„Anne Will“: Nach dem Brexit darf es kein „Hingewurschtel“ geben

Die Umfragen waren bekannt – und das Ergebnis dennoch ein Schock: „Die Briten sind raus“, fasst es Anne Will in ihrer trotz Sommerpause einberufenen Diskussionsrunde am Sonntagabend zusammen. „Oder ist nach dem Referendum schon wieder vor dem Referendum?“ So eindeutig scheint das Ergebnis der Abstimmung vom Donnerstag nämlich plötzlich nicht mehr: Es werden Stimmen laut, Schottland werde nachverhandeln, manche Briten würden lieber nochmal abstimmen wollen – und ganz offiziell beantragt hat die Regierung Großbritanniens den Austritt auch noch nicht.

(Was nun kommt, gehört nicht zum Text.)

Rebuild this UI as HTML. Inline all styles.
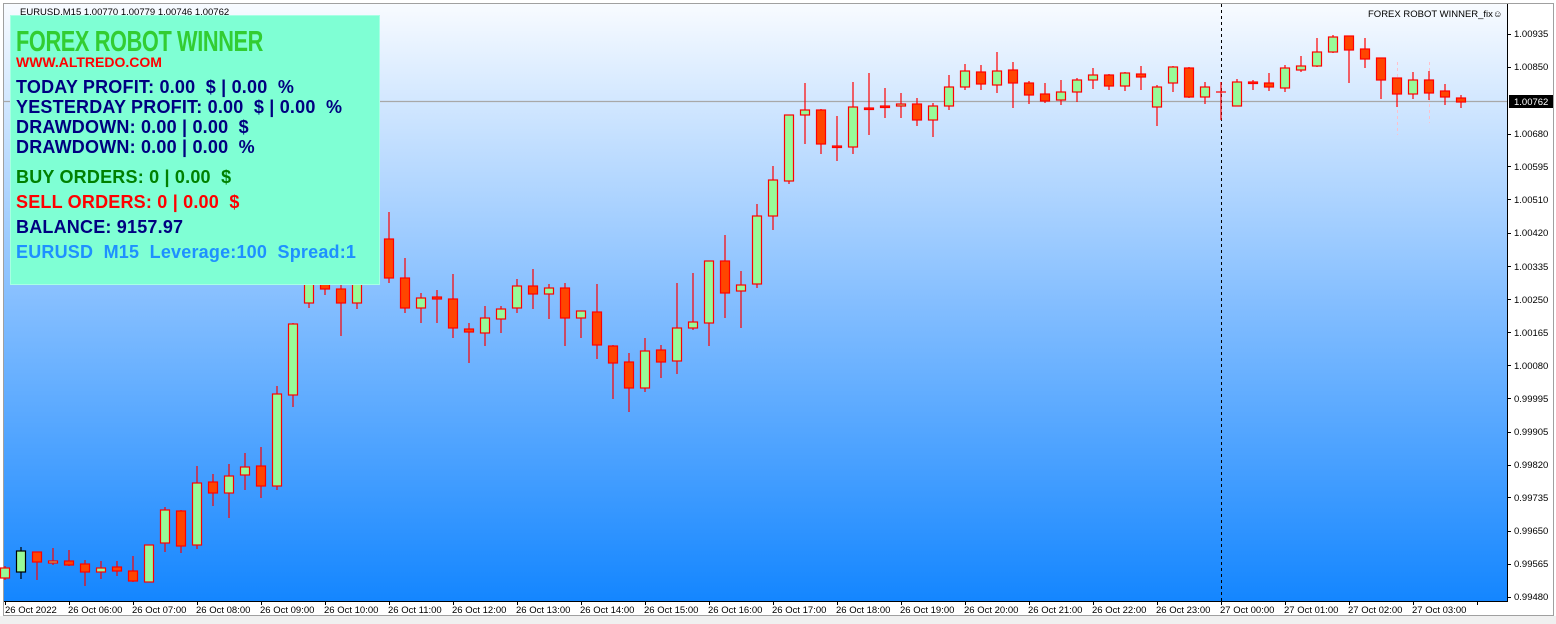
<!DOCTYPE html>
<html><head><meta charset="utf-8"><style>
html,body{margin:0;padding:0;width:1556px;height:624px;overflow:hidden;background:#f0f0f0;font-family:"Liberation Sans",Arial,sans-serif}
#wrap{position:absolute;left:0;top:0;width:1556px;height:624px}
#panel{position:absolute;left:10px;top:15px;width:370px;height:270px;background:#7fffd4;border:1px solid #a8ffe4;box-sizing:border-box}
#panel div{position:absolute;left:5px;white-space:pre;font-weight:bold}
.n{color:#000080;font-size:18px;letter-spacing:0.2px}
</style></head><body><div id="wrap">
<svg width="1556" height="624" viewBox="0 0 1556 624" xmlns="http://www.w3.org/2000/svg" style="position:absolute;left:0;top:0">
<defs><linearGradient id="bg" x1="0" y1="0" x2="0" y2="1">
<stop offset="0" stop-color="#f8fbff"/><stop offset="0.5" stop-color="#84beff"/><stop offset="1" stop-color="#1486ff"/></linearGradient></defs>
<rect x="0" y="0" width="1556" height="624" fill="#f0f0f0"/>
<rect x="0" y="0" width="1556" height="616" fill="#fff"/>
<rect x="4" y="4" width="1503" height="597" fill="url(#bg)"/>
<rect x="3.5" y="3.5" width="1550" height="612" fill="none" stroke="#a0a0a0"/>
<line x1="4" y1="101.5" x2="1507" y2="101.5" stroke="#a8a8a8" stroke-width="1.3"/>
<line x1="1221.5" y1="4" x2="1221.5" y2="601" stroke="#000" stroke-dasharray="3,3"/>
<line x1="1397.5" y1="62" x2="1397.5" y2="135" stroke="#ffc0cb" stroke-dasharray="3,3"/>
<line x1="1429.5" y1="62" x2="1429.5" y2="123" stroke="#ffc0cb" stroke-dasharray="3,3"/>
<g id="c"></g>
<line x1="1507.5" y1="4" x2="1507.5" y2="602" stroke="#000"/>
<line x1="4" y1="601.5" x2="1508" y2="601.5" stroke="#000"/>
<g id="t" stroke="#000"></g>
<rect x="1509" y="95" width="44" height="13" fill="#000"/>
<g font-family="Liberation Sans, Arial, sans-serif" font-size="9.5" fill="#000">
<text x="20" y="15">EURUSD,M15  1.00770 1.00779 1.00746 1.00762</text>
<text x="1368" y="17">FOREX ROBOT WINNER_fix☺</text>
<text x="1514" y="37">1.00935</text><text x="1514" y="70">1.00850</text>
<text x="1514" y="105" fill="#fff">1.00762</text>
<text x="1514" y="137">1.00680</text><text x="1514" y="170">1.00595</text>
<text x="1514" y="203">1.00510</text><text x="1514" y="236">1.00420</text>
<text x="1514" y="270">1.00335</text><text x="1514" y="303">1.00250</text>
<text x="1514" y="336">1.00165</text><text x="1514" y="369">1.00080</text>
<text x="1514" y="402">0.99995</text><text x="1514" y="435">0.99905</text>
<text x="1514" y="468">0.99820</text><text x="1514" y="501">0.99735</text>
<text x="1514" y="534">0.99650</text><text x="1514" y="567">0.99565</text>
<text x="1514" y="600">0.99480</text>
<g font-size="9.5">
<text x="5" y="613">26 Oct 2022</text><text x="68" y="613">26 Oct 06:00</text>
<text x="132" y="613">26 Oct 07:00</text><text x="196" y="613">26 Oct 08:00</text>
<text x="260" y="613">26 Oct 09:00</text><text x="324" y="613">26 Oct 10:00</text>
<text x="388" y="613">26 Oct 11:00</text><text x="452" y="613">26 Oct 12:00</text>
<text x="516" y="613">26 Oct 13:00</text><text x="580" y="613">26 Oct 14:00</text>
<text x="644" y="613">26 Oct 15:00</text><text x="708" y="613">26 Oct 16:00</text>
<text x="772" y="613">26 Oct 17:00</text><text x="836" y="613">26 Oct 18:00</text>
<text x="900" y="613">26 Oct 19:00</text><text x="964" y="613">26 Oct 20:00</text>
<text x="1028" y="613">26 Oct 21:00</text><text x="1092" y="613">26 Oct 22:00</text>
<text x="1156" y="613">26 Oct 23:00</text><text x="1220" y="613">27 Oct 00:00</text>
<text x="1284" y="613">27 Oct 01:00</text><text x="1348" y="613">27 Oct 02:00</text>
<text x="1412" y="613">27 Oct 03:00</text>
</g></g>
</svg>
<div id="panel">
<div style="top:10px;left:5px;color:#32cd32;font-size:29px;line-height:32px;transform:scaleX(0.75);transform-origin:0 0;letter-spacing:-0.5px">FOREX ROBOT WINNER</div>
<div style="top:38px;color:#ff0000;font-size:14px">WWW.ALTREDO.COM</div>
<div class="n" style="top:61px">TODAY PROFIT: 0.00  $ | 0.00  %</div>
<div class="n" style="top:81px">YESTERDAY PROFIT: 0.00  $ | 0.00  %</div>
<div class="n" style="top:101px">DRAWDOWN: 0.00 | 0.00  $</div>
<div class="n" style="top:121px">DRAWDOWN: 0.00 | 0.00  %</div>
<div class="n" style="top:151px;color:#008000">BUY ORDERS: 0 | 0.00  $</div>
<div class="n" style="top:176px;color:#ff0000">SELL ORDERS: 0 | 0.00  $</div>
<div class="n" style="top:201px">BALANCE: 9157.97</div>
<div class="n" style="top:226px;color:#1e90ff">EURUSD  M15  Leverage:100  Spread:1</div>
</div>
</div>
<script>
var d=[[0,566,568,578,580,'g'],[1,547,551,572,579,'g'],[2,552,552,562,580,'r'],[3,548,561,563,565,'g'],[4,550,561,565,566,'r'],[5,560,564,572,586,'r'],[6,561,568,572,579,'g'],[7,561,567,571,576,'r'],[8,556,571,581,582,'r'],[9,545,545,582,582,'g'],[10,507,510,543,552,'g'],[11,510,511,546,553,'r'],[12,466,483,545,549,'g'],[13,474,482,493,506,'r'],[14,464,476,493,518,'g'],[15,453,467,475,490,'g'],[16,447,466,486,498,'r'],[17,386,394,486,490,'g'],[18,323,324,395,407,'g'],[19,270,275,303,308,'g'],[20,270,284,289,295,'r'],[21,280,289,303,336,'r'],[22,270,275,303,309,'g'],[24,212,239,278,283,'r'],[25,258,278,308,313,'r'],[26,293,298,308,323,'g'],[27,290,297,299,323,'r'],[28,274,299,328,338,'r'],[29,323,329,332,363,'r'],[30,306,318,333,346,'g'],[31,306,309,319,333,'g'],[32,279,286,308,313,'g'],[33,269,286,294,309,'r'],[34,284,288,294,319,'g'],[35,283,288,318,346,'r'],[36,311,311,318,338,'g'],[37,284,312,345,359,'r'],[38,345,346,363,399,'r'],[39,353,362,388,412,'r'],[40,338,351,388,392,'g'],[41,345,350,362,378,'r'],[42,283,328,361,374,'g'],[43,273,322,328,330,'g'],[44,262,261,323,346,'g'],[45,235,261,293,318,'r'],[46,271,285,291,328,'g'],[47,204,216,284,288,'g'],[48,166,180,216,230,'g'],[49,115,115,181,184,'g'],[50,83,110,115,144,'g'],[51,109,110,144,154,'r'],[52,116,146,147,161,'r'],[53,82,107,147,154,'g'],[54,73,108,109,135,'r'],[55,88,106,107,118,'r'],[56,93,104,106,118,'g'],[57,98,104,120,126,'r'],[58,103,106,120,137,'g'],[59,75,87,106,110,'g'],[60,64,71,87,90,'g'],[61,65,72,84,90,'r'],[62,52,71,85,93,'g'],[63,62,70,83,108,'r'],[64,81,83,95,104,'r'],[65,83,94,101,103,'r'],[66,80,92,100,105,'g'],[67,78,80,92,102,'g'],[68,68,75,80,89,'g'],[69,74,75,86,90,'r'],[70,72,73,86,91,'g'],[71,66,74,77,90,'r'],[72,85,87,107,126,'g'],[73,66,67,83,92,'g'],[74,67,68,97,98,'r'],[75,82,87,97,104,'g'],[76,82,92,92,120,'x'],[77,79,82,106,106,'g'],[78,80,82,83,90,'r'],[79,73,83,87,91,'r'],[80,65,68,88,92,'g'],[81,56,66,70,72,'g'],[82,38,52,66,67,'g'],[83,35,37,52,53,'g'],[84,36,36,50,83,'r'],[85,38,49,59,68,'r'],[86,58,58,80,99,'r'],[87,78,78,94,107,'r'],[88,72,80,94,99,'g'],[89,71,80,93,100,'r'],[90,84,91,97,105,'r'],[91,95,98,102,108,'r']];
var s='';d.forEach(function(a){var x=5+16*a[0];var st=a[0]==1?'#000':'#ff0000';
s+='<line x1="'+x+'" y1="'+a[1]+'" x2="'+x+'" y2="'+a[4]+'" stroke="'+st+'" stroke-width="1.2"/>';
if(a[5]=='x'){s+='<line x1="'+(x-5)+'" y1="'+a[2]+'" x2="'+(x+5)+'" y2="'+a[2]+'" stroke="#f00" stroke-width="1.2"/>';}
else{var h=Math.max(a[3]-a[2],1.5);s+='<rect x="'+(x-4.5)+'" y="'+a[2]+'" width="9" height="'+h+'" fill="'+(a[5]=='g'?'#98fb98':'#ff4500')+'" stroke="'+st+'" stroke-width="1.2"/>';}});
document.getElementById('c').innerHTML=s;
var t='';for(var i=0;i<24;i++){var x=5.5+64*i;t+='<line x1="'+x+'" y1="601" x2="'+x+'" y2="605"/>';}
[34,67,134,166,199,233,266,299,332,365,398,432,465,497,531,564,597].forEach(function(y){t+='<line x1="1507" y1="'+(y+.5)+'" x2="1511" y2="'+(y+.5)+'"/>';});
document.getElementById('t').innerHTML=t;
</script>
</body></html>
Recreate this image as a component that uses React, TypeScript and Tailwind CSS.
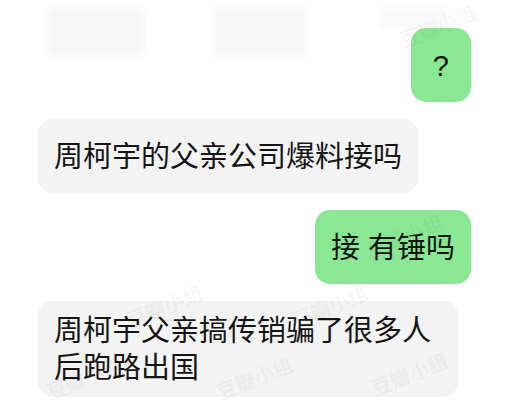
import React from 'react';

type Msg = { text: string; mine: boolean; className?: string };

const messages: Msg[] = [
  { text: '?', mine: true, className: 'px-[22px]' },
  { text: '周柯宇的父亲公司爆料接吗', mine: false },
  { text: '接 有锤吗', mine: true },
  { text: '周柯宇父亲搞传销骗了很多人后跑路出国', mine: false },
];

// faint "豆瓣小组" watermarks sitting on top of the chat
const marks = [
  { left: 'left-[398px]', top: 'top-[12px]' },
  { left: 'left-[365px]', top: 'top-[222px]' },
  { left: 'left-[125px]', top: 'top-[292px]' },
  { left: 'left-[290px]', top: 'top-[292px]' },
  { left: 'left-[45px]', top: 'top-[364px]' },
  { left: 'left-[215px]', top: 'top-[364px]' },
  { left: 'left-[370px]', top: 'top-[360px]' },
];

const Bubble: React.FC<{ msg: Msg }> = ({ msg }) => (
  <div className={`flex ${msg.mine ? 'justify-end' : 'justify-start'}`}>
    <div
      className={`flex min-h-[74px] max-w-[420px] items-center rounded-[15px] pb-[10px] pt-[12px] text-[29px] leading-[37px] text-[#151515] ${
        msg.mine ? 'bg-[#8ae894]' : 'bg-[#f3f3f3]'
      } ${msg.className ?? 'px-[16px]'}`}
    >
      <p>{msg.text}</p>
    </div>
  </div>
);

export default function App() {
  return (
    <div
      className="relative h-[411px] w-[527px] overflow-hidden bg-white"
      style={{ fontFamily: '"Liberation Sans", "Noto Sans CJK SC", sans-serif' }}
    >
      {/* blurred mosaic at the top */}
      <div className="flex gap-[70px] pl-[48px] pt-[8px] blur-[3px]">
        <div className="h-[48px] w-[95px] bg-[#f7f7f7]" />
        <div className="h-[48px] w-[95px] bg-[#f8f8f8]" />
        <div className="h-[22px] w-[70px] bg-[#fafafa]" />
      </div>

      <div className="absolute inset-x-0 top-[28px] flex flex-col gap-[17px] pl-[38px] pr-[56px]">
        {messages.map((m, i) => (
          <Bubble key={i} msg={m} />
        ))}
      </div>

      {marks.map((m, i) => (
        <span
          key={i}
          className={`pointer-events-none absolute ${m.left} ${m.top} -rotate-[22deg] text-[20px] font-bold text-black/[0.05]`}
        >
          豆瓣小组
        </span>
      ))}
    </div>
  );
}
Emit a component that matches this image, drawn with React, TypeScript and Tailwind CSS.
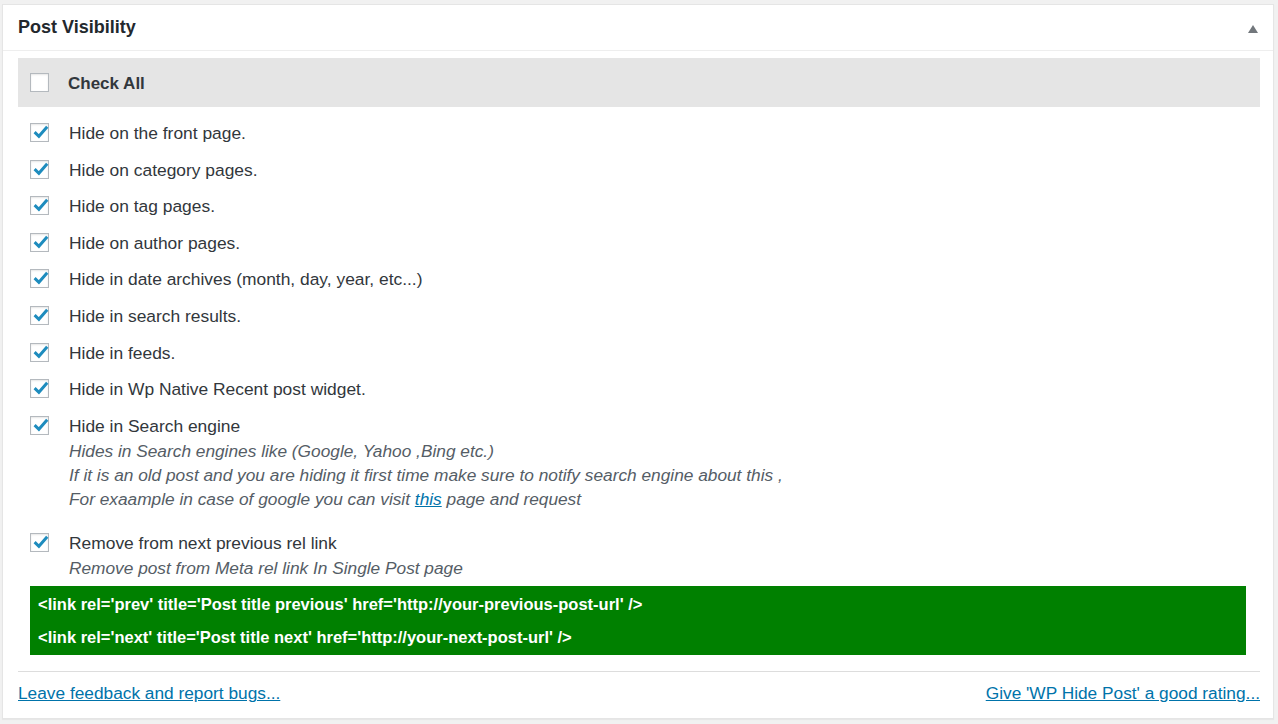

Anne Wills Gäste werden sich jedenfalls nicht wirklich einig, wie das Ganze den nun von statten gehen soll. Anna Firth von den Tories, einzige Brexit-Befürworterin der Runde, versteht die ganze Aufregung nicht: Ein Schock sei das Ergebnis keinesfalls, die Briten wünschten eben ein „demokratischeres System“, mit Ressentiments gegen Migranten habe all das nichts zu tun. Den Austritt aus der EU werde Großbritannien schlicht durch das im Artikel 50 des EU-Vertrages auslösen, aber selbstverständlich erst dann wenn ein entsprechender Rahmen vorliege. Im Oktober habe man einen neuen Premier, der werde sich darum dann kümmern. Ein ordnungsgemäßer Ausstieg sei schließlich im Interesse Großbritanniens und der EU, das werde jetzt etwas dauert, „das ist aber gar nicht so schlimm.“

Für Rolf-Dieter Krause, Leiter des ARD-Studios Brüssel, ist all das nicht so selbstverständlich: Das Verfahren nach Artikel 50 sei keineswegs das Ende, sondern der Anfang des Prozederes, sagt er. „Es wird niemand mit ihnen verhandeln, bis sie nicht den Artikel 50 ziehen“, warnt er Firth. Ein „Hingewurschtel“ dürfe es jetzt nicht geben. In Berlin sehe man das aber wohl nicht ganz so deutlich, kritisiert der Journalist Äußerungen der Kanzlerin. Ob der Brexit jetzt überhaupt vollzogen wird? Sein Verstand sage ja, aber er werde das Gefühl nicht los, dass es auch anders kommen könne, meint Krause.

Verteidigungsministerin Ursula von der Leyen (CDU) fordert am Sonntag jedenfalls, die Briten müssten sich nun zügig auf Artikel 50 berufen. Monate zu warten sei „eigentlich nicht hinnehmbar“. Ganz überzeugt davon, dass der Austritt auch tatsächlich kommt, ist sie offenbar nicht: So spricht die stellvertretende CDU-Vorsitzendes zu Beginn der Diskussion noch mit Bedacht vom „Brexit, wenn er denn stattfindet“.

Später sagt sie dann, sie glaube, die Briten würden tatsächlich austreten – auch wenn ihr Herz blute. Über Firths Vorstellungen vom notwendigen Vorgehen ist sie jedenfalls „einigermaßen erschüttert“. Denn auch von der Leyen ist der Überzeugung, dass eine Berufung auf Artikel 50, den Anfang der Verhandlungen markiere.